Evans is CBD’s Los Angeles
attorney. He said his group noticed that no lead agency
has surfaced to take on Woodside by coordinating
scientific and legal challenges and decided to take action. The
BHP Billiton terminal went down after the California
Coastal Protection Network hired Santa
Barbara-based Environmental Defense Center
for that role.
CCPN director Susan Jordan said her group,
and the Santa Barbara lawyers, have their hands full with the
NorthernStar LNG terminal proposed for an offshore oil platform
off Ventura, and cannot work on the Woodside proposal off the
City of Los Angeles.
Woodside officials were not available for
comment, but have said in the past they welcome the highest
levels of environmental scrutiny.
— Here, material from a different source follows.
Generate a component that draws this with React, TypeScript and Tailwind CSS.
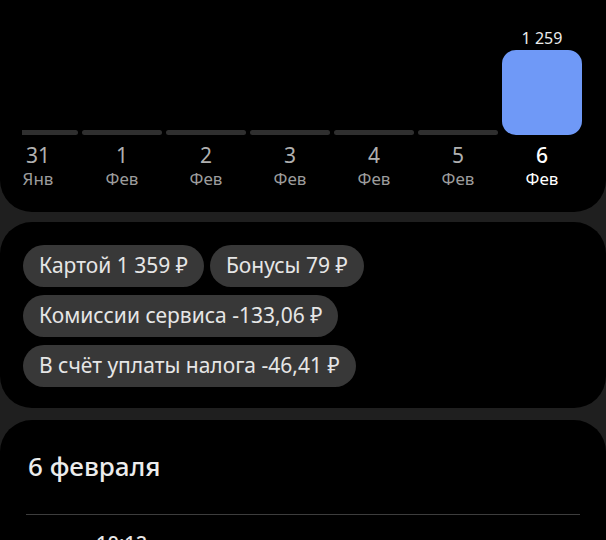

Company spokesperson
Michael Hinrichs said last November that
the company “anticipated and support(s) the
addition of the greenhouse gas life-cycle analysis” as
already requested by the federal government, which delayed
review of the Woodside project at the request of coastal
advocates while the greenhouse gas and other issues are
examined.
“This helps us provide the public and
decision makers with the most accurate and complete
information,” Hinrichs said.
Woodside officials, he added, are
“proud that we are the first company in California to
conduct such an extensive analysis to evaluate our potential
full-cycle air emissions and compare the results to other
energy sources.”
In legal documents filed this month with
the federal government, the CBD questioned if the
greenhouse gas emissions from transpacific shipments of
LNG can possibly comply with California’s strict new
laws.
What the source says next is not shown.